Soon after she left, the novel coronavirus reached the United States, and that little calendar stopped being our beacon of hope. It became a sad reminder of what wouldn’t be this year. It’s not safe for her to travel here right now. Even though we are only a two-hour plane ride apart, we might as well be living on separate planets.

My mom didn’t get here before the Easter Bunny, and she won’t be coming for Mother’s Day, either.

Right now, we don’t know when we will see each other again, and that feeling is heavy and sad and hard.

Really, really hard.

Every fiber of my being wants to tell her to just skip the plane, hop in her car and drive here. Just pretend this pandemic isn’t happening, and get here however she can. I miss her. I want to wake up on Mother’s Day and see her sitting on my couch with a cup of coffee. She would be curled up in her big sweatshirt. Her drugstore readers would be perched over her prescription glasses, so she can see the crossword puzzle on her iPhone screen.

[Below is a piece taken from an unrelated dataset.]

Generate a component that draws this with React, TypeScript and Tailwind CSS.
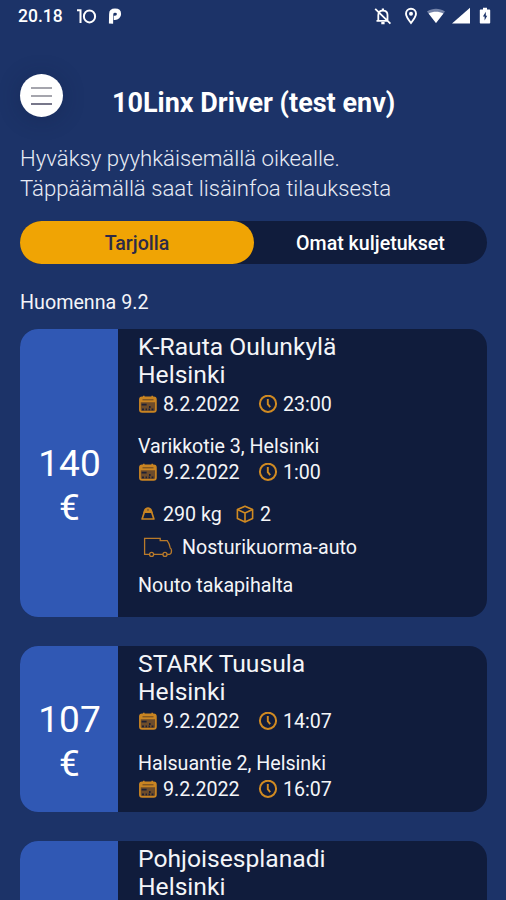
import type { ReactNode } from 'react';

type Stop = { date: string; time: string };

type Order = {
  price: string;
  title: string[];
  pickup?: Stop;
  address?: string;
  delivery?: Stop;
  weight?: string;
  packages?: string;
  vehicle?: string;
  note?: string;
};

const orders: Order[] = [
  {
    price: '140',
    title: ['K-Rauta Oulunkylä', 'Helsinki'],
    pickup: { date: '8.2.2022', time: '23:00' },
    address: 'Varikkotie 3, Helsinki',
    delivery: { date: '9.2.2022', time: '1:00' },
    weight: '290 kg',
    packages: '2',
    vehicle: 'Nosturikuorma-auto',
    note: 'Nouto takapihalta',
  },
  {
    price: '107',
    title: ['STARK Tuusula', 'Helsinki'],
    pickup: { date: '9.2.2022', time: '14:07' },
    address: 'Halsuantie 2, Helsinki',
    delivery: { date: '9.2.2022', time: '16:07' },
  },
  {
    price: '',
    title: ['Pohjoisesplanadi', 'Helsinki'],
  },
];

function CalendarIcon() {
  return (
    <svg width="20" height="20" viewBox="0 0 20 20" fill="none" className="shrink-0 text-[#c98422]">
      <rect x="1.9" y="2.3" width="16" height="14.6" rx="2.2" fill="#6d4c2b" stroke="currentColor" strokeWidth="1.7" />
      <path d="M2 2.700h16v4.600H2z" fill="currentColor" />
      <path d="M5.800 .8v3M14.200 .8v3" stroke="currentColor" strokeWidth="1.6" />
      <path d="M4.500 4.800h11" stroke="#5c4023" strokeWidth="0.900" />
      <path d="M3.600 9.700h5M4 14.300h2M7.600 14.300h1.400M10.600 14.300h1.400M13.600 14.300h1.800M11 12h1.600" stroke="#1d2035" strokeWidth="1.800" />
    </svg>
  );
}

function ClockIcon() {
  return (
    <svg width="20" height="20" viewBox="0 0 20 20" fill="none" className="shrink-0 text-[#d08a22]">
      <circle cx="10" cy="8.800" r="8.100" stroke="currentColor" strokeWidth="2" />
      <path d="M9.800 4v5.200l2.400 3" stroke="currentColor" strokeWidth="1.900" />
    </svg>
  );
}

function WeightIcon() {
  return (
    <svg width="20" height="20" viewBox="0 0 20 20" fill="none" className="shrink-0 text-[#c98422]">
      <path d="M6.300 7.200h7.400l2.200 6.800H4.100z" stroke="currentColor" strokeWidth="1.700" strokeLinejoin="round" />
      <path d="M5.400 8.400C5.400 4.400 7.400 2.300 10 2.300s4.600 2.100 4.600 6.100l-1.500-.6H6.900z" fill="currentColor" />
      <circle cx="10" cy="4.900" r=".6" fill="#101c3c" />
    </svg>
  );
}

function BoxIcon() {
  return (
    <svg width="20" height="20" viewBox="0 0 20 20" fill="none" stroke="currentColor" strokeWidth="1.6" strokeLinejoin="round" className="shrink-0 text-[#d08a22]">
      <path d="M10 1.200 17.600 4.600v8.900L10 17 2.400 13.500V4.600z" />
      <path d="M2.400 4.600 10 8l7.600-3.400M10 8v9" />
    </svg>
  );
}

function TruckIcon() {
  return (
    <svg width="30" height="22" viewBox="0 0 30 22" fill="none" stroke="currentColor" strokeWidth="1.3" className="shrink-0 text-[#b97a2a]">
      <path d="M6.600 17.300H1.600V1.300h15.600v2.400h7c1.500 2 2.700 4.600 3 7.300.9.500 1.300 1.400 1.300 2.600 0 2-.6 3.700-2 3.700h-2.400M10.600 17.300h9.300" />
      <circle cx="8.600" cy="17.400" r="2" />
      <circle cx="22" cy="17.400" r="2" />
    </svg>
  );
}

function StatusBar() {
  return (
    <div className="flex h-8 shrink-0 items-center justify-between pl-[18px] pr-[15px] text-white">
      <div className="flex items-center">
        <span className="w-[58px] text-[17.5px] font-medium">20.18</span>
        <svg width="21" height="16" viewBox="0 0 21 16" fill="none" stroke="currentColor" strokeWidth="2">
          <path d="M1 2.300h3.500V15" />
          <ellipse cx="13.500" cy="8.400" rx="5.600" ry="6" />
        </svg>
        <svg width="14" height="16" viewBox="0 0 14 16" fill="none" stroke="currentColor" strokeWidth="4.200" className="ml-[11px]">
          <path d="M3 15.600 3.200 6.200C3.200 4 4.600 2.700 7 2.700c2.400 0 4 1.200 4 3.300 0 2.400-1.800 3.800-4 3.800H5.800" />
        </svg>
      </div>
      <div className="flex items-center">
        <svg width="18" height="18" viewBox="0 0 18 18" fill="none" stroke="currentColor" strokeWidth="1.800">
          <path d="M4.300 13.800V8c0-2.500 1.800-4.400 4.600-4.400s4.600 1.900 4.600 4.400v5.800M2.500 13.800h11.300M1.200 1.800l15.200 14.800" />
          <path d="M8.900 1.400v2M7.300 16.100h3.300" strokeWidth="2.200" />
        </svg>
        <svg width="14" height="18" viewBox="0 0 14 18" fill="none" stroke="currentColor" strokeWidth="1.900" className="ml-3">
          <path d="M7 16C4 12.200 2 9.400 2 6.800a5 5 0 0 1 10 0c0 2.600-2 5.400-5 9.200z" />
          <circle cx="7" cy="6.700" r="2" fill="currentColor" stroke="none" />
        </svg>
        <svg width="20" height="18" viewBox="0 0 20 18" className="ml-2">
          <path d="M1 4.600C6.500.8 13.500.8 19 4.600L10 16z" fill="#7483a8" />
          <path d="M2.600 6.600c4.400-2.500 10.400-2.500 14.800 0L10 16z" fill="currentColor" />
        </svg>
        <svg width="20" height="18" viewBox="0 0 20 18" className="ml-[5px]">
          <path d="M19 .8v15.800H1z" fill="currentColor" />
        </svg>
        <svg width="12" height="18" viewBox="0 0 12 18" className="ml-2">
          <path d="M4 .8h4v1.800h2.200c.6 0 1 .4 1 1v12c0 .6-.4 1-1 1H1.800c-.6 0-1-.4-1-1v-12c0-.6.4-1 1-1H4z" fill="currentColor" />
          <path d="M6.800 4.800 3.900 9.600H5.600v4L8.200 8.800H6.800z" fill="#1c3368" />
        </svg>
      </div>
    </div>
  );
}

function Info({ icon, children, className }: { icon: ReactNode; children: ReactNode; className?: string }) {
  return (
    <div className={`flex items-center gap-[5px] ${className ?? ''}`}>
      {icon}
      <span>{children}</span>
    </div>
  );
}

function Schedule({ stop }: { stop: Stop }) {
  return (
    <>
      <Info icon={<CalendarIcon />} className="w-[120px]">{stop.date}</Info>
      <Info icon={<ClockIcon />}>{stop.time}</Info>
    </>
  );
}

function OrderCard({ order }: { order: Order }) {
  return (
    <div className="flex min-h-[166px] shrink-0 overflow-hidden rounded-[18px] bg-[#101c3c]">
      <div className="flex w-[98px] shrink-0 flex-col items-center justify-center bg-[#3058b4] pl-px pt-[26px] text-[37px] leading-[44px]">
        {order.price && (
          <>
            <span>{order.price}</span>
            <span>€</span>
          </>
        )}
      </div>
      <div className="flex-1 pb-2 pl-5 pt-1 text-[19.65px] leading-[26px] text-[#f4f5f8]">
        <div className="text-[24.65px] leading-[28px]">
          {order.title.map((line) => (
            <div key={line}>{line}</div>
          ))}
        </div>
        {order.pickup && (
          <div className="mt-px flex h-[30px] items-center">
            <Schedule stop={order.pickup} />
          </div>
        )}
        {order.address && <div className="mt-[13px] h-[27px] leading-[27px]">{order.address}</div>}
        {order.delivery && (
          <div className="flex h-[26px] items-center">
            <Schedule stop={order.delivery} />
          </div>
        )}
        {order.weight && (
          <div className="mt-4 flex h-[26px] items-center">
            <Info icon={<WeightIcon />} className="w-[97px]">{order.weight}</Info>
            <Info icon={<BoxIcon />}>{order.packages}</Info>
          </div>
        )}
        {order.vehicle && (
          <div className="mt-1.5 flex h-7 items-center pl-[5px]">
            <TruckIcon />
            <span className="ml-[9px]">{order.vehicle}</span>
          </div>
        )}
        {order.note && <div className="mb-[10px] mt-[11px]">{order.note}</div>}
      </div>
    </div>
  );
}

export default function App() {
  return (
    <div className="flex h-[900px] w-[506px] flex-col overflow-hidden bg-[#1c3368] font-['Roboto',sans-serif] text-white">
      <StatusBar />

      {/* Header */}
      <header className="mt-[42px] flex h-11 shrink-0 items-start pl-5">
        <button aria-label="Menu" className="flex h-[43px] w-[43px] flex-col items-center justify-center gap-[6px] rounded-full bg-white shadow-[0_2px_22px_rgba(16,28,60,0.3)]">
          <span className="h-[2px] w-[21px] bg-[#a5a5ad]" />
          <span className="h-[2px] w-[21px] bg-[#a5a5ad]" />
          <span className="h-[2px] w-[21px] bg-[#77778a]" />
        </button>
        <h1 className="ml-[49px] mt-[13px] whitespace-nowrap text-[27px] font-bold leading-[32px]">10Linx Driver (test env)</h1>
      </header>

      <p className="mt-[25px] shrink-0 whitespace-nowrap pl-5 text-[22.2px] font-light leading-[30px] text-[#e8ecf5]">
        Hyväksy pyyhkäisemällä oikealle.
        <br />
        Täppäämällä saat lisäinfoa tilauksesta
      </p>

      {/* Tabs */}
      <div className="ml-5 mt-[18px] flex h-[43px] w-[467px] shrink-0 rounded-full bg-[#101c3c] text-[19.6px] font-medium">
        <button className="w-[234px] rounded-full bg-[#f0a404] pt-0.5 text-[#2c2a48]">Tarjolla</button>
        <button className="flex-1 pt-0.5">Omat kuljetukset</button>
      </div>

      <h2 className="mt-[25px] shrink-0 pl-5 text-[19.7px] leading-[28px] text-[#f4f5f8]">Huomenna 9.2</h2>

      <div className="mt-3 flex w-[487px] flex-col gap-[29px] pl-5">
        {orders.map((order) => (
          <OrderCard key={order.title[0]} order={order} />
        ))}
      </div>
    </div>
  );
}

She should be here holding my baby, and snuggling with my boys. I can let go of the fancy brunches, the church services, and even the shopping trips that Mother’s Day usually brings.

But Mother’s Day without my mom feels absurd. In every single version of my perfect Mother’s Day, she is here.

This feeling of sadness is coupled with immeasurable gratitude. I know how lucky I am that my mom is alive and well, even if she is a thousand miles away. She lives in an area that has been hit much harder than mine, and every day that she is healthy, I am deeply thankful.

I pray for her safety and ours every day. But I believe that God helps those who help themselves. While I pray, I also stay home most of the time, don’t invite anyone to my home, wear a mask to the grocery store, stay at least six feet from anyone I encounter in public, wash my hands and keep them off my face.

I also encourage my mom to stay away because traveling isn’t what’s best for her or for us right now.

As much as we wish we could be together on the one day a year set aside for Moms, it would be selfish for us to plan a trip right now. We have to do our part, and we have to be smart.

Thus far, coronavirus has only been an inconvenience and an emotional burden for my family, and that is lucky. I am grateful. There are thousands of families who have lost someone they love to this virus very recently. I am not suggesting that my sadness in any way rivals theirs. Their grief is deeper than my disappointment.

They are why I am choosing to be without my mom on Mother’s Day. Those families are the reason my mom is choosing to be without her children and grandchildren, too. To honor their loss, we will do the only things we can do to make sure fewer families suffer as they have.

If we have to sacrifice our idea of a “perfect Mother’s Day” to do our part in bringing this virus to heel, it’s a small price to pay. We are more than willing to do it.

But it’s still Mother’s Day, and I really miss my mom. I can’t wait until we can be together again.